Per noi è cambiato tutto. Nel rispetto delle distanze interpersonali è impossibile per noi lavorare, la nostra attività è basata essenzialmente sull’aggregazione, lo sport è infatti per la maggior parte un’attività di contatto. Il nostro settore è stato particolarmente colpito. Siamo fermi da due mesi, per noi ad oggi non è previsto nessun rimborso nè alcuna agevolazione, le utenze però dobbiamo ugualmente pagarle, avremmo preferito che le avessero abolite almeno per questi mesi difficili.

“Ritenete che il Governo vi abbia tutelato e abbia in mente di farlo?”

Per niente.

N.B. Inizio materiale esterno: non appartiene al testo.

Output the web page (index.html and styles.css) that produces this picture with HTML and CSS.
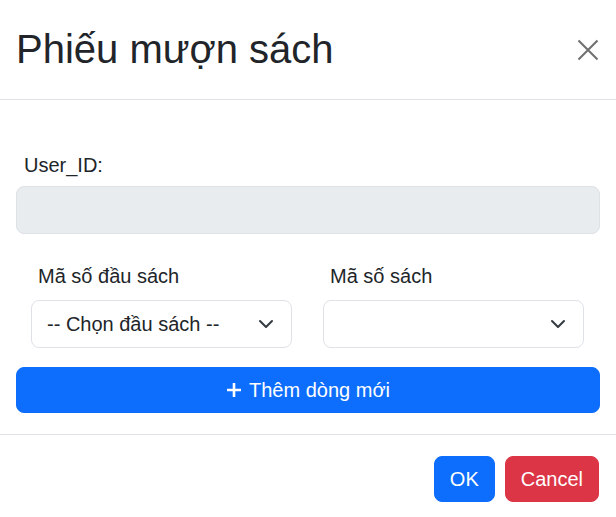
FILE: index.html
```html
<!DOCTYPE html>
<html lang="vi">
<head>
<meta charset="utf-8">
<title>Phiếu mượn sách</title>
<link rel="stylesheet" href="styles.css">
</head>
<body>
<div class="modal">
  <div class="modal-header">
    <h2 class="modal-title">Phiếu mượn sách</h2>
    <button class="btn-close" type="button" aria-label="Close">
      <svg width="22" height="22" viewBox="0 0 22 22"><path d="M1.5 1.5l19 19M20.5 1.5l-19 19" stroke="#707070" stroke-width="2.1" fill="none"/></svg>
    </button>
  </div>
  <div class="modal-body">
    <label class="user-label">User_ID:</label>
    <input class="form-control readonly" type="text" readonly>
    <div class="book-row">
      <div class="book-col">
        <label class="col-label">Mã số đầu sách</label>
        <select class="form-select"><option>-- Chọn đầu sách --</option></select>
      </div>
      <div class="book-col">
        <label class="col-label">Mã số sách</label>
        <select class="form-select"><option></option></select>
      </div>
    </div>
    <button class="btn btn-primary btn-block" type="button">
      <svg class="plus" width="16" height="16" viewBox="0 0 16 16"><path d="M8 1v14M1 8h14" stroke="#fff" stroke-width="2.6" fill="none"/></svg>
      <span>Thêm dòng mới</span>
    </button>
  </div>
  <div class="modal-footer">
    <button class="btn btn-primary" type="button">OK</button>
    <button class="btn btn-danger" type="button">Cancel</button>
  </div>
</div>
</body>
</html>
```
FILE: styles.css
```css
* { box-sizing: border-box; }
html, body { margin: 0; padding: 0; background: #fff; }
body {
  font-family: "Liberation Sans", Arial, sans-serif;
  color: #212529;
  font-size: 20px;
  line-height: 1.5;
}
.modal {
  width: 616px;
  background: #fff;
}
.modal-header {
  display: flex;
  align-items: center;
  justify-content: space-between;
  height: 100px;
  padding: 0 17px 0 16px;
  border-bottom: 1px solid #dee2e6;
}
.modal-title {
  margin: 0;
  font-size: 40px;
  font-weight: 400;
  line-height: 48px;
  padding-bottom: 1px;
}
.btn-close {
  border: 0;
  background: transparent;
  padding: 0;
  width: 22px;
  height: 22px;
  display: flex;
}
.modal-body {
  padding: 50px 16px 21px;
  display: flex;
  flex-direction: column;
}
.user-label {
  display: block;
  padding-left: 8px;
  line-height: 30px;
  margin-bottom: 6px;
}
.form-control, .form-select {
  display: block;
  width: 100%;
  height: 48px;
  font-family: inherit;
  font-size: 20px;
  color: #212529;
  border: 1px solid #dee2e6;
  border-radius: 8px;
  padding: 0 15px;
  outline: none;
}
.readonly { background: #e9ecef; }
.book-row {
  display: grid;
  grid-template-columns: 1fr 1fr;
  column-gap: 31px;
  padding: 0 16px 0 15px;
  margin-top: 27px;
}
.book-col { display: flex; flex-direction: column; }
.col-label {
  padding-left: 7px;
  line-height: 30px;
  margin-bottom: 9px;
}
.form-select {
  appearance: none;
  -webkit-appearance: none;
  background-color: #fff;
  background-image: url("data:image/svg+xml,%3csvg xmlns='http://www.w3.org/2000/svg' viewBox='0 0 16 16'%3e%3cpath fill='none' stroke='%23343a40' stroke-linecap='round' stroke-linejoin='round' stroke-width='2' d='M2 5l6 6 6-6'/%3e%3c/svg%3e");
  background-repeat: no-repeat;
  background-position: right 17px center;
  background-size: 16px 16px;
  padding-right: 48px;
}
.btn {
  font-family: inherit;
  font-size: 20px;
  line-height: 30px;
  padding: 7px 15px;
  border: 1px solid transparent;
  border-radius: 8px;
  color: #fff;
  cursor: pointer;
}
.btn-primary { background: #0d6efd; border-color: #0d6efd; }
.btn-danger { background: #dc3545; border-color: #dc3545; }
.btn-block {
  margin-top: 19px;
  width: 100%;
  display: flex;
  align-items: center;
  justify-content: center;
  gap: 7px;
}
.plus { display: block; }
.modal-footer {
  display: flex;
  justify-content: flex-end;
  gap: 10px;
  padding: 21px 17px 15px;
  border-top: 1px solid #dee2e6;
}
```
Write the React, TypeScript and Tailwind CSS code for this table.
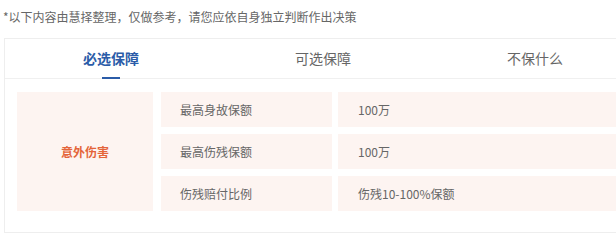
import React from 'react';

const rows = [
  { label: '最高身故保额', value: '100万' },
  { label: '最高伤残保额', value: '100万' },
  { label: '伤残赔付比例', value: '伤残10-100%保额' },
];

const tabs = ['必选保障', '可选保障', '不保什么'];

export default function App() {
  return (
    <div
      className="w-[616px] h-[240px] overflow-hidden bg-white"
      style={{ fontFamily: '"Microsoft YaHei", "Noto Sans CJK SC", sans-serif' }}
    >
      <p className="pl-[3px] pt-[9px] text-[12px] leading-[16px] text-[#666]">
        *以下内容由慧择整理，仅做参考，请您应依自身独立判断作出决策
      </p>
      <div className="mt-[13px] ml-[4px] w-[638px] border border-[#eeeeee]">
        <div className="flex h-[40px] border-b border-[#f0f0f0]">
          {tabs.map((tab, i) => (
            <div
              key={tab}
              className="relative flex flex-1 items-center justify-center text-[14px]"
            >
              <span className={i === 0 ? 'font-bold text-[#2b5ca8]' : 'text-[#666]'}>
                {tab}
              </span>
              {i === 0 && (
                <span className="absolute bottom-[-1px] left-1/2 h-[2px] w-[18px] -translate-x-1/2 bg-[#2b5ca8]" />
              )}
            </div>
          ))}
        </div>
        <div className="flex gap-[8px] px-[12px] pt-[13px] pb-[21px]">
          <div className="flex w-[136px] items-center justify-center bg-[#fdf4f1] text-[12px] font-bold text-[#e4643a]">
            意外伤害
          </div>
          <div className="flex flex-1 flex-col gap-[7px]">
            {rows.map((row) => (
              <div key={row.label} className="flex h-[35px] gap-[6px] text-[12px] text-[#666]">
                <div className="flex w-[171px] items-center bg-[#fdf4f1] pl-[19px]">
                  {row.label}
                </div>
                <div className="flex flex-1 items-center bg-[#fdf4f1] pl-[20px]">
                  {row.value}
                </div>
              </div>
            ))}
          </div>
        </div>
      </div>
    </div>
  );
}
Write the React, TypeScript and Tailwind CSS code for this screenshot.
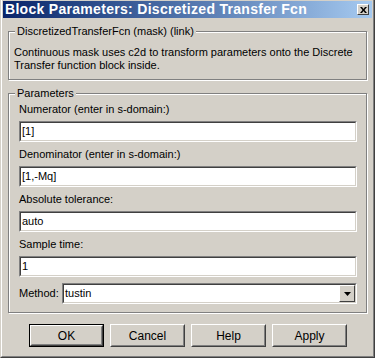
import React from 'react'

const font = { fontFamily: '"Liberation Sans", Arial, sans-serif' }

const Field: React.FC<{ label: string; value: string }> = ({ label, value }) => (
  <div className="flex flex-col">
    <div className="h-[13px] leading-[13px]">{label}</div>
    <div className="mt-[5px] mb-[6px] h-[21px] border border-t-[#808080] border-l-[#808080] border-b-white border-r-white">
      <div className="h-full border border-t-[#404040] border-l-[#404040] border-b-[#D4D0C8] border-r-[#D4D0C8] bg-white pl-px leading-[17px]">
        {value}
      </div>
    </div>
  </div>
)

const Button: React.FC<{ label: string; primary?: boolean }> = ({ label, primary }) => (
  <div className={primary ? 'w-[75px] h-[23px] border border-black' : 'w-[75px] h-[23px]'}>
    <div className="h-full border border-t-white border-l-white border-b-[#404040] border-r-[#404040]">
      <div className="h-full border border-t-[#D4D0C8] border-l-[#D4D0C8] border-b-[#808080] border-r-[#808080] flex items-center justify-center text-[12px]">
        {label}
      </div>
    </div>
  </div>
)

export default function App() {
  return (
    <div
      className="w-[375px] h-[358px] bg-[#D4D0C8] border-l border-r border-b border-l-[#D4D0C8] border-r-[#404040] border-b-[#404040] text-[11px] text-black"
      style={font}
    >
      <div className="h-full border-l border-r border-b border-l-white border-r-[#808080] border-b-[#808080] p-px pt-px flex flex-col">
        {/* title bar */}
        <div className="h-[17px] flex items-center justify-between bg-gradient-to-r from-[#0A246A] to-[#A6CAF0] pl-[2px] pr-[2px]">
          <span className="text-white font-bold text-[14px] tracking-[0.3px] leading-[17px]">
            Block Parameters: Discretized Transfer Fcn
          </span>
          <div className="w-[12px] h-[11px] mr-[1px] bg-[#D4D0C8] border border-t-white border-l-white border-b-[#404040] border-r-[#404040] flex items-center justify-center">
            <svg width="7" height="6" viewBox="0 0 7 6">
              <path d="M0 0h2l1.5 2L5 0h2L4.5 3 7 6H5L3.5 4 2 6H0l2.5-3z" fill="#000" />
            </svg>
          </div>
        </div>

        {/* mask description */}
        <fieldset className="mt-[7px] mx-[5px] px-[5px] pt-[8px] pb-[7px] border border-[#808080] shadow-[inset_1px_1px_0_#fff,1px_1px_0_#fff]">
          <legend className="ml-[1px] px-[2px] bg-[#D4D0C8] leading-[13px]">DiscretizedTransferFcn (mask) (link)</legend>
          <p className="leading-[13px]">
            Continuous mask uses c2d to transform parameters onto the Discrete
            <br />
            Transfer function block inside.
          </p>
        </fieldset>

        {/* parameters */}
        <fieldset className="mt-[7px] mx-[5px] pl-[10px] pr-[9px] pt-[3px] pb-[8px] border border-[#808080] shadow-[inset_1px_1px_0_#fff,1px_1px_0_#fff]">
          <legend className="-ml-[4px] px-[2px] bg-[#D4D0C8] leading-[13px]">Parameters</legend>
          <Field label="Numerator (enter in s-domain:)" value="[1]" />
          <Field label="Denominator (enter in s-domain:)" value="[1,-Mq]" />
          <Field label="Absolute tolerance:" value="auto" />
          <Field label="Sample time:" value="1" />
          <div className="flex items-center">
            <span className="w-[43px]">Method:</span>
            <div className="flex-1 h-[21px] border border-t-[#808080] border-l-[#808080] border-b-white border-r-white">
              <div className="h-full border border-t-[#404040] border-l-[#404040] border-b-[#D4D0C8] border-r-[#D4D0C8] bg-white flex">
                <span className="flex-1 pl-px leading-[17px]">tustin</span>
                <div className="w-[16px] h-[17px] bg-[#D4D0C8] border border-t-white border-l-white border-b-[#404040] border-r-[#404040] flex items-center justify-center">
                  <svg width="7" height="4" viewBox="0 0 7 4">
                    <path d="M0 0h7L3.5 4z" fill="#000" />
                  </svg>
                </div>
              </div>
            </div>
          </div>
        </fieldset>

        {/* buttons */}
        <div className="mt-[11px] pl-[26px] flex gap-[6px]">
          <Button label="OK" primary />
          <Button label="Cancel" />
          <Button label="Help" />
          <Button label="Apply" />
        </div>
      </div>
    </div>
  )
}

La nostra non è un’attività di prima necessità e saremo forse tra gli ultimi ad aprire, però è anche vero che offriamo servizi importanti da non sottovalutare. Oltre al semplice svago, le strutture del nostro settore collaborano con le scuole calcio per i bambini e, come ad esempio nel nostro caso, con strutture riabilitative per persone con disabilità. Insomma, sono strutture che aiutano anche ad affrontare le difficoltà della vita e non possiamo certo considerare di poter avere le stesse indicazioni di attività che possono usufruire di smart working o delivery.

“Come pensate di affrontare il vostro lavoro nei prossimi mesi?”

Chi fa questo lavoro sa che in quelle poche ore che si è su un campetto passano di testa tutti i problemi della vita. Tutti possono gioire e divertirsi, a prescindere dall’età e dal sesso, ed esultare ad un gol come fosse la cosa più bella accaduta nella propria vita. Sono emozioni che non si possono consegnare o vivere dietro ad un pc. Sicuramente apporteremo delle modifiche e ci reinventeremo, come abbiamo sempre fatto del resto, ma riapriremo solo quando sarà possibile abbracciarci senza paura di essere contagiati e quando potremo permettere nuovamente ad un bambino di festeggiare con il suo compagno dopo un gol. Riapriremo quando potremo essere davvero liberi, a prescindere da cosa potrà dire un decreto. Se non ci sono le condizioni non riapriamo.